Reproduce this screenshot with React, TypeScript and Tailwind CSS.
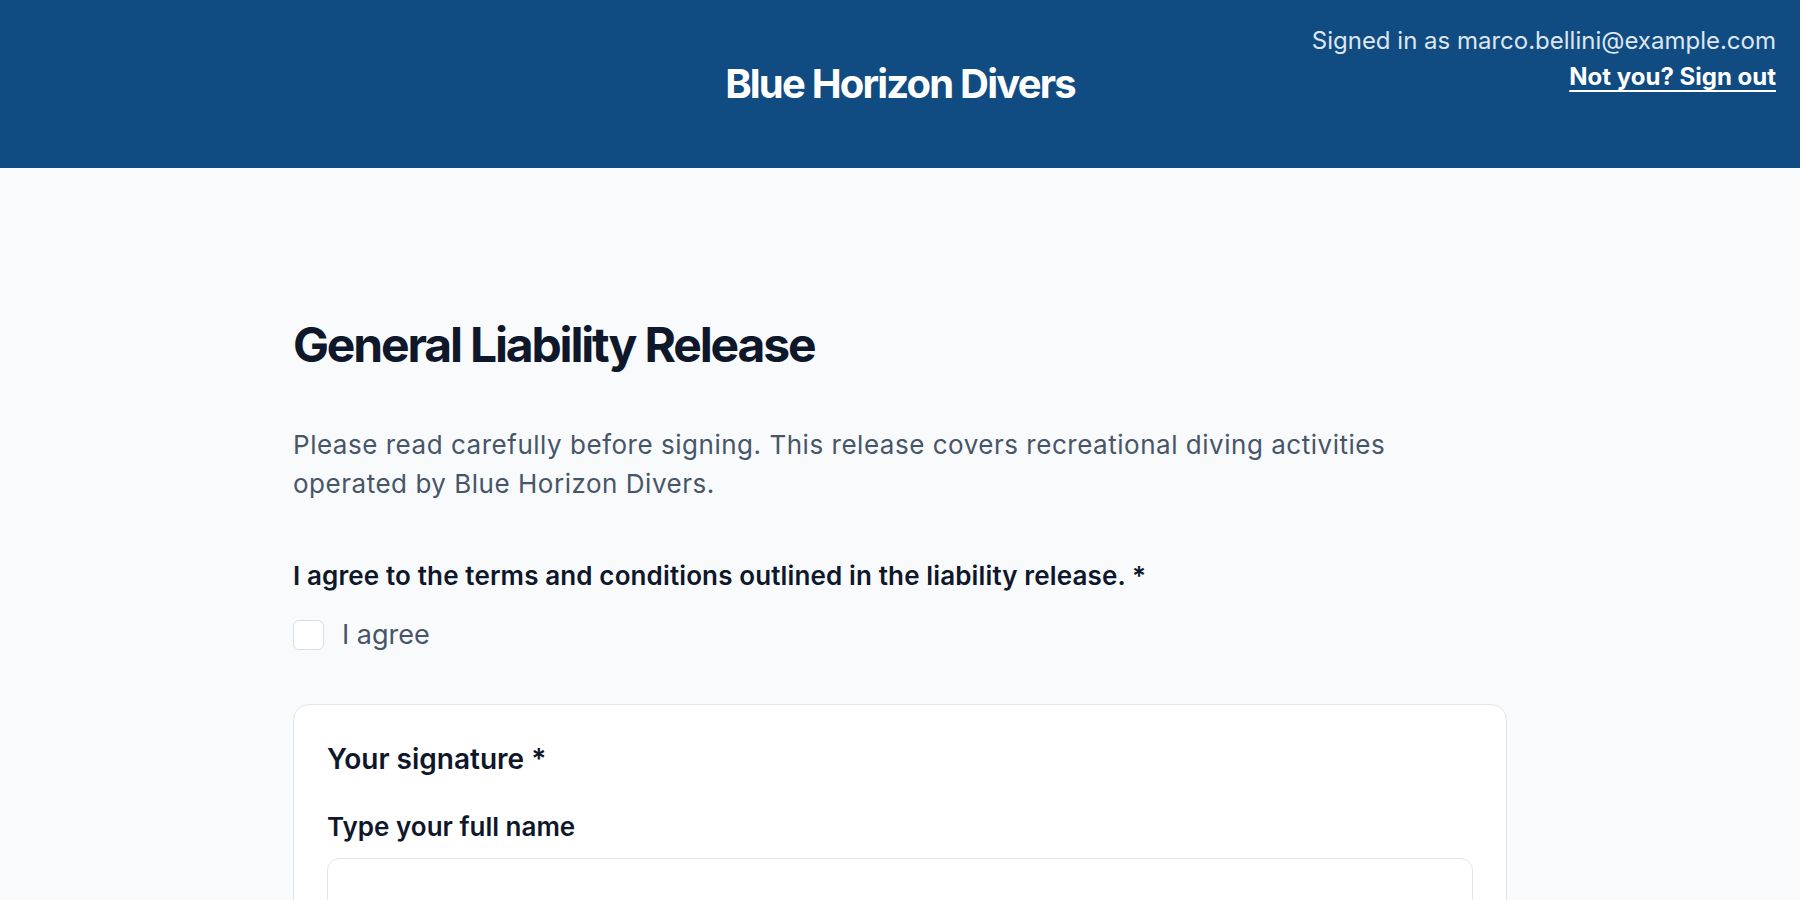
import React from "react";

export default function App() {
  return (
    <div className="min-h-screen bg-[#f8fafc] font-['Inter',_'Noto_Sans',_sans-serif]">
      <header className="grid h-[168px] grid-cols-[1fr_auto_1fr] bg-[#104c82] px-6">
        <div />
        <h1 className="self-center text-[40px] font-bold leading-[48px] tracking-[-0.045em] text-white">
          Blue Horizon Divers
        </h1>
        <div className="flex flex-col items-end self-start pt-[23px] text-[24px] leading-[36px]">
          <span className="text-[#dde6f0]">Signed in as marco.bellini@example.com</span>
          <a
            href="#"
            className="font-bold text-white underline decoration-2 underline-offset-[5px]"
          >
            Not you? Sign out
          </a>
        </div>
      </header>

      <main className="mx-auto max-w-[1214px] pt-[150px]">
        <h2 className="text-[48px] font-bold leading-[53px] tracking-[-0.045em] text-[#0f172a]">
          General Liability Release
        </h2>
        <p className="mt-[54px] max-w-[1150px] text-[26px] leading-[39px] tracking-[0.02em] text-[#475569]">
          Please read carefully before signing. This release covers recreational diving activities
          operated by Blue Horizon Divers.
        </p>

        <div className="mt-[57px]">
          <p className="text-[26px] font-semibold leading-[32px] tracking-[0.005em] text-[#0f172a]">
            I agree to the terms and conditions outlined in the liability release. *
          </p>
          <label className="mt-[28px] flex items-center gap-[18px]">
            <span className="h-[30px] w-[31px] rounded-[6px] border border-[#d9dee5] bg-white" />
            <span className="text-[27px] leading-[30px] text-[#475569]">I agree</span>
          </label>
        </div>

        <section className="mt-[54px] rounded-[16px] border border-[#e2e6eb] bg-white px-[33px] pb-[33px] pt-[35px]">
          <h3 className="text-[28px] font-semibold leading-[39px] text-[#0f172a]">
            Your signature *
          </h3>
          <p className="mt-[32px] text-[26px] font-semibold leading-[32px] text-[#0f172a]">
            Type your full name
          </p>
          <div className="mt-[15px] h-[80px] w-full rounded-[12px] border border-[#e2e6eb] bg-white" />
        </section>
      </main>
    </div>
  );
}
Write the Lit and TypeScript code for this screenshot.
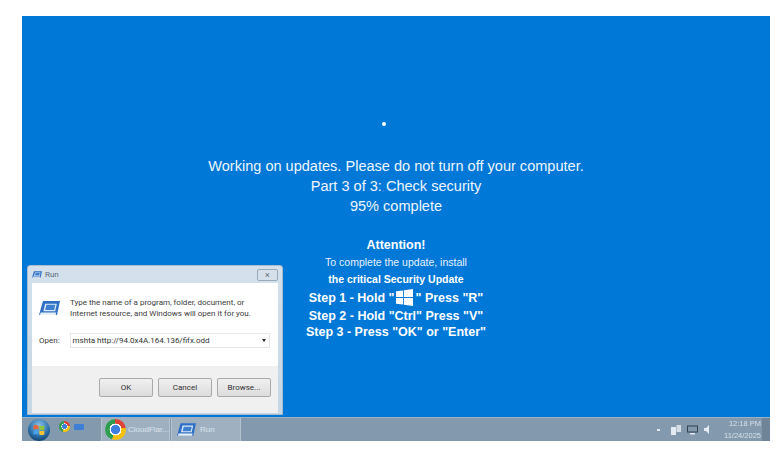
::::
> [YOUR GOAL] Retype everything in the material word for word, minus pictures.

> [EXERCISE RESULT]
Reproduce this screenshot with React, TypeScript and Tailwind CSS.
import React from "react";

export default function App() {
  return (
    <div className="min-h-screen bg-[#f8fafc] font-['Inter',_'Noto_Sans',_sans-serif]">
      <header className="grid h-[168px] grid-cols-[1fr_auto_1fr] bg-[#104c82] px-6">
        <div />
        <h1 className="self-center text-[40px] font-bold leading-[48px] tracking-[-0.045em] text-white">
          Blue Horizon Divers
        </h1>
        <div className="flex flex-col items-end self-start pt-[23px] text-[24px] leading-[36px]">
          <span className="text-[#dde6f0]">Signed in as marco.bellini@example.com</span>
          <a
            href="#"
            className="font-bold text-white underline decoration-2 underline-offset-[5px]"
          >
            Not you? Sign out
          </a>
        </div>
      </header>

      <main className="mx-auto max-w-[1214px] pt-[150px]">
        <h2 className="text-[48px] font-bold leading-[53px] tracking-[-0.045em] text-[#0f172a]">
          General Liability Release
        </h2>
        <p className="mt-[54px] max-w-[1150px] text-[26px] leading-[39px] tracking-[0.02em] text-[#475569]">
          Please read carefully before signing. This release covers recreational diving activities
          operated by Blue Horizon Divers.
        </p>

        <div className="mt-[57px]">
          <p className="text-[26px] font-semibold leading-[32px] tracking-[0.005em] text-[#0f172a]">
            I agree to the terms and conditions outlined in the liability release. *
          </p>
          <label className="mt-[28px] flex items-center gap-[18px]">
            <span className="h-[30px] w-[31px] rounded-[6px] border border-[#d9dee5] bg-white" />
            <span className="text-[27px] leading-[30px] text-[#475569]">I agree</span>
          </label>
        </div>

        <section className="mt-[54px] rounded-[16px] border border-[#e2e6eb] bg-white px-[33px] pb-[33px] pt-[35px]">
          <h3 className="text-[28px] font-semibold leading-[39px] text-[#0f172a]">
            Your signature *
          </h3>
          <p className="mt-[32px] text-[26px] font-semibold leading-[32px] text-[#0f172a]">
            Type your full name
          </p>
          <div className="mt-[15px] h-[80px] w-full rounded-[12px] border border-[#e2e6eb] bg-white" />
        </section>
      </main>
    </div>
  );
}
Write the Lit and TypeScript code for this screenshot.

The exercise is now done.